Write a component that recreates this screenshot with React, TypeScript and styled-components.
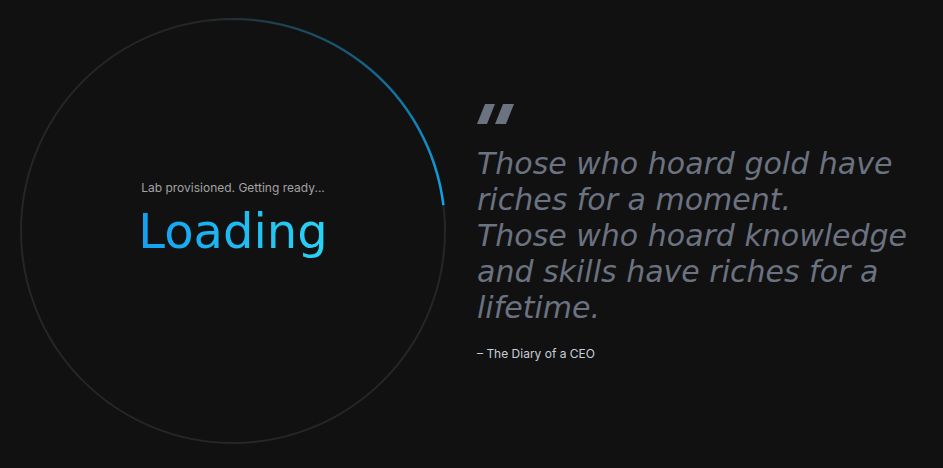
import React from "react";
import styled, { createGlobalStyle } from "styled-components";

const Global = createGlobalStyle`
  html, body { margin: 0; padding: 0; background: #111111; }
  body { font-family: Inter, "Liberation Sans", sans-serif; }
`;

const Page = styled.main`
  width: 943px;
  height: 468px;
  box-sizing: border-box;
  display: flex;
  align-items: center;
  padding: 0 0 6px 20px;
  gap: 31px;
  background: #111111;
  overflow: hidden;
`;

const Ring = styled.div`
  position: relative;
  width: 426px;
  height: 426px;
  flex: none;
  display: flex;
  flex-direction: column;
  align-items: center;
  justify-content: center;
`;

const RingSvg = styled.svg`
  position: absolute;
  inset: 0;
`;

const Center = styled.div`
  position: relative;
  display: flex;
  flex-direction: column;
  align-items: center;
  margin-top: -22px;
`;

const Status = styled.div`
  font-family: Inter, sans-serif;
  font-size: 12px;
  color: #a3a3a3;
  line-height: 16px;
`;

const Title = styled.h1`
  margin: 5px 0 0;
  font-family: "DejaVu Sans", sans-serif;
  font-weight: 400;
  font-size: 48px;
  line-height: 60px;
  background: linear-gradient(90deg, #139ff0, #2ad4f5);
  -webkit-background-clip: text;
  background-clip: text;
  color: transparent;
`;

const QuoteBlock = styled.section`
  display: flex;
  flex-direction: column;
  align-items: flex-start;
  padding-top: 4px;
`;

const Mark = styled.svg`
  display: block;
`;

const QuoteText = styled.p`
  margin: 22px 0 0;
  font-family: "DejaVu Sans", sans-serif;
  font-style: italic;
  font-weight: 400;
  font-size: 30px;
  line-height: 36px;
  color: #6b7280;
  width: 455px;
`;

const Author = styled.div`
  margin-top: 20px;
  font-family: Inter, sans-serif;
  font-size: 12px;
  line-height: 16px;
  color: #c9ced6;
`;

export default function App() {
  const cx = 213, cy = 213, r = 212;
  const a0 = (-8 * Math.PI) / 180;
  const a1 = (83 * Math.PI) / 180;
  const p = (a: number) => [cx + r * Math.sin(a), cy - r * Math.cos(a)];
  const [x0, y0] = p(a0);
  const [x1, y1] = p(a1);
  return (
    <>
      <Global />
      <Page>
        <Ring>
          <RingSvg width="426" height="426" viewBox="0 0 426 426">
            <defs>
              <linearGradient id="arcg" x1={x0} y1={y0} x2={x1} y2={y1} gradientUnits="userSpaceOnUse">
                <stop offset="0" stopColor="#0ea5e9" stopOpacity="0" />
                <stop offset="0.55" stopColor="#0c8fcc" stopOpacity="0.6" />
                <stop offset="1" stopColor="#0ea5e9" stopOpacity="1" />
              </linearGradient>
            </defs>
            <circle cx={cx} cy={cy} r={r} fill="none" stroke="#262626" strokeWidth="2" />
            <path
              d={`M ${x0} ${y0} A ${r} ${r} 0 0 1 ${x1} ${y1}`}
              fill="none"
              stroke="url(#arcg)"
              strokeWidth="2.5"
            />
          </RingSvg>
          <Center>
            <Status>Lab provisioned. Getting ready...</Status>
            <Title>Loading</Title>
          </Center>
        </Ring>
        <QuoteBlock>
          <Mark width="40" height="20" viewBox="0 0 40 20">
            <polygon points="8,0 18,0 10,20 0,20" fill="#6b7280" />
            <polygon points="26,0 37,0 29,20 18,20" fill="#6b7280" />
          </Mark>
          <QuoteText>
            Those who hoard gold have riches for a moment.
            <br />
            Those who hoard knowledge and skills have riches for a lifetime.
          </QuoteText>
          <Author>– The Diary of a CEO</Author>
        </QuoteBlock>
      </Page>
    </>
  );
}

+++

■ WHAT THE TASK ASKS
Go through the lines above. Select every one that has the string "React".

■ FINAL RESULT
Write a component that recreates this screenshot with React, TypeScript and styled-components.
import React from "react";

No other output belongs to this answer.